Young parents get a helping hand; Adopt-A-School program helps ease stress of holiday season

Young parents get a helping hand; Adopt-A-School program helps ease stress of holiday season

Baby Kellan didn’t wait for Christmas for a present, he just dipped a hand into one of the many London Drug gift bags sitting on a table in Coquitlam’s Alternate Basic Education school (CABE) and pulled out a toy.

His mom, 18-year-old Raven Conlinn – a single parent coping with raising an eight-month-old while attending school – looked at the array of toys, toiletries, hygiene products and other gifts flowing from the bags with some relief.

There would be toys for the baby here and some help for herself on Christmas Day.

I live at home. I don’t have a job or an income, so this is a big help and, of course, this is his first Christmas,” she said holding the child on her hip.

The toy Kellan grabbed was among hundreds of toys, toiletries, hygiene products and other gifts donated by London Drugs to ease the stress of Christmas for some of the neediest students in Metro Vancouver.

The items went to Surrey’s Wrap Around Team, which cares for the most vulnerable students in the city, to CABE and to the Tupper Young Parents program in Vancouver – the latter two providing young mothers with daycare while they continue their education.

Dave Woogman, manager of the London Drugs store at Broadway and Cambie, said the company was glad to continue supporting The Vancouver Sun’s Adopt-A-School program.

Giving back to the community is a core value of the company. It’s something we are committed to,” he said.

London Drugs has supported Adopt-A-School since the first campaign in 2011. This year’s deliveries were made just before school ended.

Sarah McKay of the Wrap Around Team was delighted to receive dozens of bags of gifts, which were stored inside the team’s headquarters – a portable at Princess Margaret Secondary.

In a previous interview, McKay had said how worrying it was that high-risk students would be without the support of the school system for two weeks over Christmas because the schools provide them with food and other resources.

So the team has asked Adopt-A-School for $10,000 to buy emergency food, clothing and other necessities to get them through the winter and spring.

(Princess Margaret is also seeking a $1,600 emergency fund from Adopt-A-School.)

It’s awesome,” said McKay as the bags piled up. “We can certainly use all this.

In Vancouver, Cheryl Ann Jacobsen, who runs the young parents program from a portable at Sir Charles Tupper Secondary, said the delivery would provide personal-care items and presents that teen parents were unable to afford.

But what’s just as important is these young parents know that there are people concerned about them and are supporting them,” she said. “These are brave young women and men (there is one father in the program) who are really just kids raising babies. And they have so many challenges in their lives.

At CABE, youth worker Jill Allen said enough gifts were delivered that the school could share them with a nearby women’s transition house.

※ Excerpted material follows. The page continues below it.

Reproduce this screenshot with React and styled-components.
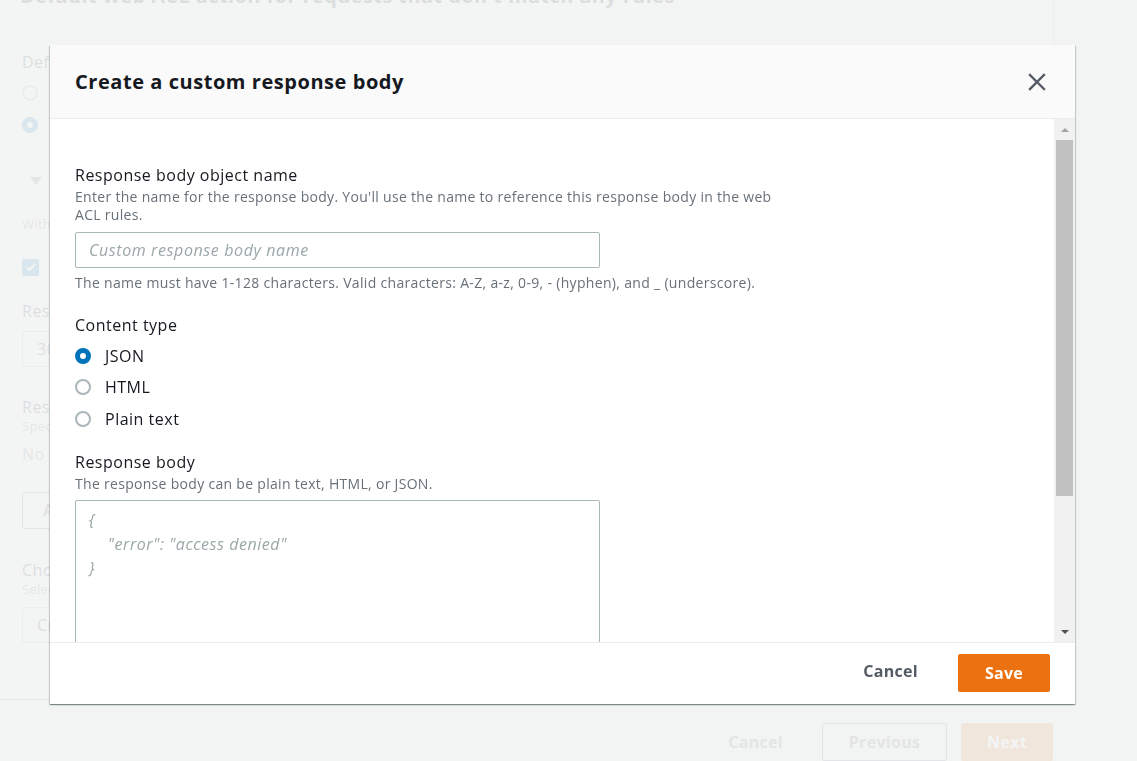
import React from 'react';
import styled, { createGlobalStyle } from 'styled-components';

const GlobalStyle = createGlobalStyle`
  html, body {
    margin: 0;
    padding: 0;
  }
  body {
    background: #f2f3f3;
    font-family: "Open Sans", "Liberation Sans", sans-serif;
    color: #16191f;
    overflow: hidden;
  }
  * {
    box-sizing: border-box;
  }
`;

const App = () => {
  return (
    <>
      <GlobalStyle />
      <Page>
        <BgCard>
          <BgHeader>
            <BgHeading>Default web ACL action for requests that don't match any rules</BgHeading>
          </BgHeader>
          <BgBody>
            <BgLabel>Default action</BgLabel>
            <BgChoice $top={4}>
              <BgRadio />
              Allow
            </BgChoice>
            <BgChoice>
              <BgRadio checked />
              Block
            </BgChoice>
            <BgExpander>
              <BgCaret />
              Custom response - optional
            </BgExpander>
            <BgSmall>With the Block action, you can send a custom response to the web request.</BgSmall>
            <BgChoice $top={18}>
              <BgCheck>
                <svg width="12" height="12" viewBox="0 0 12 12">
                  <path d="M2 6.5l2.5 2.5L10 3" stroke="#fff" strokeWidth="2" fill="none" />
                </svg>
              </BgCheck>
              Enable
            </BgChoice>
            <BgLabel $top={17}>Response code</BgLabel>
            <BgInput $top={9}>301</BgInput>
            <BgLabel $top={29}>Response headers - optional</BgLabel>
            <BgSmall>Specify the response headers that AWS WAF adds to the response.</BgSmall>
            <BgText>No custom headers defined.</BgText>
            <BgButton>Add new custom header</BgButton>
            <BgLabel $top={30}>Choose how you would like to specify the response body - optional</BgLabel>
            <BgSmall>Select an existing custom response body or create a new one.</BgSmall>
            <BgInput $top={9}>Create a custom response body</BgInput>
          </BgBody>
        </BgCard>
        <BgActions>
          <BgLinkButton>Cancel</BgLinkButton>
          <BgOutlineButton>Previous</BgOutlineButton>
          <BgPrimaryButton>Next</BgPrimaryButton>
        </BgActions>
      </Page>

      <Overlay>
        <Modal>
          <ModalHeader>
            <ModalTitle>Create a custom response body</ModalTitle>
            <CloseButton aria-label="Close">
              <svg width="18" height="18" viewBox="0 0 18 18">
                <path d="M2 2L16 16M16 2L2 16" stroke="#545b64" strokeWidth="2.4" strokeLinecap="square" />
              </svg>
            </CloseButton>
          </ModalHeader>

          <ModalBody>
            <Form>
              <Field>
                <Label>Response body object name</Label>
                <Description>
                  Enter the name for the response body. You'll use the name to reference this response body in the web ACL rules.
                </Description>
                <TextInput placeholder="Custom response body name" />
                <Hint>
                  The name must have 1-128 characters. Valid characters: A-Z, a-z, 0-9, - (hyphen), and _ (underscore).
                </Hint>
              </Field>

              <Field $gap={22}>
                <Label>Content type</Label>
                <RadioGroup>
                  <RadioRow>
                    <Radio checked />
                    JSON
                  </RadioRow>
                  <RadioRow>
                    <Radio />
                    HTML
                  </RadioRow>
                  <RadioRow>
                    <Radio />
                    Plain text
                  </RadioRow>
                </RadioGroup>
              </Field>

              <Field $gap={16}>
                <Label>Response body</Label>
                <Description>The response body can be plain text, HTML, or JSON.</Description>
                <TextArea placeholder={'{\n    "error": "access denied"\n}'} />
              </Field>
            </Form>

            <ScrollTrack>
              <ScrollArrow />
              <ScrollThumb />
              <ScrollArrow $down />
            </ScrollTrack>
          </ModalBody>

          <ModalFooter>
            <TextButton>Cancel</TextButton>
            <PrimaryButton>Save</PrimaryButton>
          </ModalFooter>
        </Modal>
      </Overlay>
    </>
  );
};

export default App;

/* ---------- page behind the modal ---------- */

const Page = styled.div`
  width: 1137px;
  height: 761px;
  overflow: hidden;
`;

const BgCard = styled.div`
  width: 1053px;
  margin-top: -16px;
  background: #fff;
  box-shadow: 0 1px 1px 0 rgba(0, 28, 36, 0.3), 1px 1px 1px 0 rgba(0, 28, 36, 0.15);
`;

const BgHeader = styled.div`
  padding: 0 20px 21px;
  border-bottom: 1px solid #eaeded;
`;

const BgHeading = styled.h2`
  margin: 0;
  font-size: 20px;
  line-height: 24px;
  font-weight: 700;
  letter-spacing: 0.4px;
  color: #16191f;
  white-space: nowrap;
`;

const BgBody = styled.div`
  padding: 21px 22px 0;
  height: 669px;
`;

const BgLabel = styled.div`
  margin-top: ${p => p.$top || 0}px;
  font-size: 16px;
  line-height: 22px;
  letter-spacing: 0.5px;
  color: #16191f;
  white-space: nowrap;
`;

const BgSmall = styled.div`
  font-size: 13px;
  line-height: 17px;
  letter-spacing: 0.3px;
  color: #687078;
  white-space: nowrap;
`;

const BgText = styled.div`
  margin-top: 8px;
  font-size: 16px;
  line-height: 22px;
  letter-spacing: 0.5px;
  color: #687078;
`;

const BgChoice = styled.div`
  display: flex;
  align-items: center;
  gap: 14px;
  height: 32px;
  margin-top: ${p => p.$top || 0}px;
  font-size: 16px;
  letter-spacing: 0.5px;
`;

const BgRadio = styled.span`
  width: 16px;
  height: 16px;
  border-radius: 50%;
  border: ${p => (p.checked ? '5px solid #0073bb' : '2px solid #aab7b8')};
  background: #fff;
`;

const BgCheck = styled.span`
  display: flex;
  align-items: center;
  justify-content: center;
  width: 17px;
  height: 17px;
  border-radius: 2px;
  background: #0073bb;
`;

const BgExpander = styled.div`
  display: flex;
  align-items: center;
  gap: 12px;
  margin: 23px 0 17px;
  padding: 6px 0 6px 8px;
  border-bottom: 1px solid #eaeded;
  font-size: 16px;
  font-weight: 700;
  line-height: 22px;
  letter-spacing: 0.4px;
`;

const BgCaret = styled.span`
  width: 0;
  height: 0;
  border-left: 6px solid transparent;
  border-right: 6px solid transparent;
  border-top: 8px solid #545b64;
`;

const BgInput = styled.div`
  width: 520px;
  height: 36px;
  margin-top: ${p => p.$top || 0}px;
  padding: 0 14px;
  border: 1px solid #aab7b8;
  border-radius: 2px;
  font-size: 16px;
  line-height: 34px;
  letter-spacing: 0.5px;
  color: #16191f;
`;

const BgButton = styled.div`
  display: inline-block;
  margin-top: 27px;
  height: 37px;
  padding: 0 20px;
  border: 1px solid #545b64;
  border-radius: 2px;
  font-size: 16px;
  font-weight: 700;
  line-height: 35px;
  color: #545b64;
`;

const BgActions = styled.div`
  display: flex;
  justify-content: flex-end;
  align-items: center;
  gap: 14px;
  width: 1053px;
  margin-top: 24px;
`;

const BgLinkButton = styled.div`
  padding: 0 25px 0 20px;
  font-size: 16px;
  font-weight: 700;
  line-height: 38px;
  letter-spacing: 0.3px;
  color: #545b64;
`;

const BgOutlineButton = styled.div`
  width: 125px;
  height: 38px;
  border: 1px solid #545b64;
  border-radius: 2px;
  text-align: center;
  font-size: 16px;
  font-weight: 700;
  line-height: 36px;
  letter-spacing: 0.3px;
  color: #545b64;
`;

const BgPrimaryButton = styled.div`
  width: 92px;
  height: 38px;
  border-radius: 2px;
  background: #ec7211;
  text-align: center;
  font-size: 16px;
  font-weight: 700;
  line-height: 38px;
  letter-spacing: 0.3px;
  color: #fff;
`;

/* ---------- modal ---------- */

const Overlay = styled.div`
  position: fixed;
  inset: 0;
  padding: 45px 0 0 50px;
  background: rgba(242, 243, 243, 0.9);
`;

const Modal = styled.div`
  display: flex;
  flex-direction: column;
  width: 1025px;
  height: 659px;
  background: #fff;
  box-shadow: 0 1px 1px 0 rgba(0, 28, 36, 0.3), 1px 1px 1px 0 rgba(0, 28, 36, 0.15),
    -1px 1px 1px 0 rgba(0, 28, 36, 0.15);
`;

const ModalHeader = styled.div`
  display: flex;
  align-items: center;
  justify-content: space-between;
  flex: 0 0 74px;
  padding: 0 29px 0 25px;
  background: #fafafa;
  border-bottom: 1px solid #eaeded;
`;

const ModalTitle = styled.h2`
  margin: 0;
  font-size: 20px;
  line-height: 26px;
  font-weight: 700;
  letter-spacing: 0.55px;
  color: #16191f;
`;

const CloseButton = styled.button`
  display: flex;
  padding: 0;
  border: none;
  background: none;
  cursor: pointer;
`;

const ModalBody = styled.div`
  display: flex;
  flex: 0 0 523px;
  overflow: hidden;
`;

const Form = styled.div`
  flex: 1;
  display: flex;
  flex-direction: column;
  padding: 45px 25px 30px;
`;

const Field = styled.div`
  display: flex;
  flex-direction: column;
  align-items: flex-start;
  margin-top: ${p => p.$gap || 0}px;
`;

const Label = styled.label`
  font-size: 16px;
  line-height: 22px;
  letter-spacing: 0.5px;
  color: #16191f;
`;

const Description = styled.div`
  max-width: 700px;
  margin-top: 2px;
  font-size: 14px;
  line-height: 18px;
  letter-spacing: 0.3px;
  color: #687078;
`;

const TextInput = styled.input`
  width: 525px;
  height: 36px;
  margin-top: 8px;
  padding: 0 13px;
  border: 1px solid #aab7b8;
  border-radius: 2px;
  font-family: inherit;
  font-size: 16px;
  letter-spacing: 0.6px;
  color: #16191f;
  outline: none;

  &::placeholder {
    color: #9ba7a8;
    font-style: italic;
  }
`;

const Hint = styled.div`
  margin-top: 6px;
  font-size: 14px;
  line-height: 18px;
  letter-spacing: 0.32px;
  color: #687078;
  white-space: nowrap;
`;

const RadioGroup = styled.div`
  display: flex;
  flex-direction: column;
  margin-top: 4px;
`;

const RadioRow = styled.label`
  display: flex;
  align-items: center;
  gap: 14px;
  height: 31.5px;
  font-size: 16px;
  letter-spacing: 0.5px;
  color: #16191f;
`;

const Radio = styled.span`
  width: 16px;
  height: 16px;
  border-radius: 50%;
  background: #fff;
  border: ${p => (p.checked ? '5px solid #0073bb' : '2px solid #aab7b8')};
`;

const TextArea = styled.textarea`
  width: 525px;
  height: 300px;
  margin-top: 7px;
  padding: 7px 13px;
  border: 1px solid #aab7b8;
  border-radius: 2px;
  font-family: inherit;
  font-size: 16px;
  line-height: 24px;
  letter-spacing: 0.55px;
  resize: none;
  outline: none;

  &::placeholder {
    color: #9ba7a8;
    font-style: italic;
  }
`;

const ScrollTrack = styled.div`
  display: flex;
  flex-direction: column;
  flex: 0 0 21px;
  padding: 0 2px;
  background: #f1f1f1;
`;

const ScrollArrow = styled.div`
  display: flex;
  align-items: center;
  justify-content: center;
  height: 21px;
  margin-top: ${p => (p.$down ? 'auto' : '0')};

  &::before {
    content: '';
    width: 0;
    height: 0;
    border-left: 4.5px solid transparent;
    border-right: 4.5px solid transparent;
    ${p =>
      p.$down ? 'border-top: 4.5px solid #505050;' : 'border-bottom: 4.5px solid #a3a3a3;'}
  }
`;

const ScrollThumb = styled.div`
  height: 356px;
  background: #c1c1c1;
`;

const ModalFooter = styled.div`
  display: flex;
  justify-content: flex-end;
  align-items: center;
  gap: 20px;
  flex: 1;
  padding: 0 25px 2px;
  border-top: 1px solid #eaeded;
`;

const TextButton = styled.button`
  padding: 0 20px 3px;
  height: 38px;
  border: none;
  background: none;
  font-family: inherit;
  font-size: 16px;
  font-weight: 700;
  letter-spacing: 0.3px;
  color: #545b64;
  cursor: pointer;
`;

const PrimaryButton = styled.button`
  width: 92px;
  height: 38px;
  border: none;
  border-radius: 2px;
  background: #ec7211;
  font-family: inherit;
  font-size: 16px;
  font-weight: 700;
  letter-spacing: 0.3px;
  color: #fff;
  cursor: pointer;
`;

It’s a shelter for women fleeing abuse and our students also recognize that we, too, have to give,” said Allen.

CABE is also asking Adopt-A-School for $27,000 to help mothers like Conlinn buy diapers, baby food, clothing, bus tickets and other necessities. A number of CABE mothers are forced to rely on the food bank each week.

Meanwhile, Conlinn was still buzzing from being told earlier that she would receive a Wesbild scholarship to go to Douglas College in September. She wants to become an education assistant working with autistic children.

The CABE scholarship program was introduced by Nezhat Khosrowshahi, a major supporter of Adopt-A-School whose family controls Wesbild and are known for their philanthropy.

Khosrowshahi has said she did it to encourage CABE students to pursue post-secondary education – often an impossible task for single, teenage mothers living on social assistance.

I just couldn’t go to college without their help,” said Conlinn.

All in all, she said, it had been a wonderful day.